Davis takes a bit more convincing—his dad was seriously injured, after all, something he reminds Pia was “real, not fucking content”—but he comes around. Stuart is jazzed, predicting that the film will lure vacationers back to the town. “I’ve even got a drone you can use!” he crows, because it wouldn’t be a Netflix-style doc without plenty of aerial shots. He also has a trove of archival material his late mother kept about the case, which he happily hands over despite his father’s grumbling. The wheels are in motion for true-crime triumph!
But of course… this is Black Mirror, which means there’s always another shoe waiting to drop. First, Pia and Davis have to find a production team to fund their film, and the haughty exec they speak to isn’t initially sold on it. They need a hook—“something unseen, unheard, unexplored,” which is why they end up breaking into Adair’s boarded-up basement, a supremely cinematic and creepy location, toting Kenny’s camcorder for maximum Blair Witch vibes. As far as Black Mirror episodes go, “Loch Henry” is surprisingly light on technology themes. But that shoe we’re waiting on drops, big-time, thanks to some vintage tech: one of those Bergerac VHS tapes, which Pia discovers also contains irrefutable evidence that Davis’ parents—the late cop and the soft-spoken widow making shepherd’s pie in the next room—were ghoulishly enthusiastic participants in Adair’s horrific crimes. We see grainy footage of terrified victims tied up, screaming through their gags. We see Janet dancing around in a sparkly mask and latex nurse outfit, brandishing a power drill.
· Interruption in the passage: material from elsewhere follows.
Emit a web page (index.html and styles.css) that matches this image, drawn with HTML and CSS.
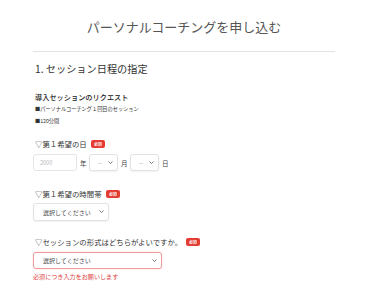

The foreshadowing isn’t entirely subtle in “Loch Henry,” but the suspense still manages to be razor-sharp. The story quickly shifts from “Loch Henry” to Loch Henry, a title that eagle-eyed viewers can spot on the Streamberry menu in another season six episode with some very meta themes, “Joan Is Awful.” With that unmistakable moody piano chord and those opening drone shots, the episode becomes the true-crime film itself, crafted exactly the way we knew it would be—with Davis and Pia now foregrounded as the filmmakers who stumbled on the greatest story of their careers.
Only, Pia’s dead, having accidentally perished while fleeing Janet’s house in fright. After her secret was exposed—and after she failed to chase down Pia—Janet took her own life, leaving a stack of murder mementos labeled “for your film” behind. All Davis has now is Stuart, who was correct in predicting Loch Henry would lure tourists back to the area, and the smarmy team of producers who hog the mic when the documentary inevitably wins a BAFTA—and who are already greedily plotting a dramatic series adaptation of Davis’ story.
For Davis, this is all too real, but whether he likes it or not, it’s most definitely “fucking content” now. And as it turns out, as Black Mirror pokes into the idea of tragedy being exploited for a specifically curated type of entertainment, it’s contained in one of its most nail-biting episodes to date. A secret torture bunker hidden under a farmhouse, a filmmaker with a tangential personal connection who sets out to document the story, only to discover he’s more intimately linked to it than he ever realized? You can see why Streamberry pounced on Loch Henry, and why “Loch Henry” is such an enjoyable episode. The details are so awful, it’s irresistible.
Black Mirror season six is now streaming on Netflix.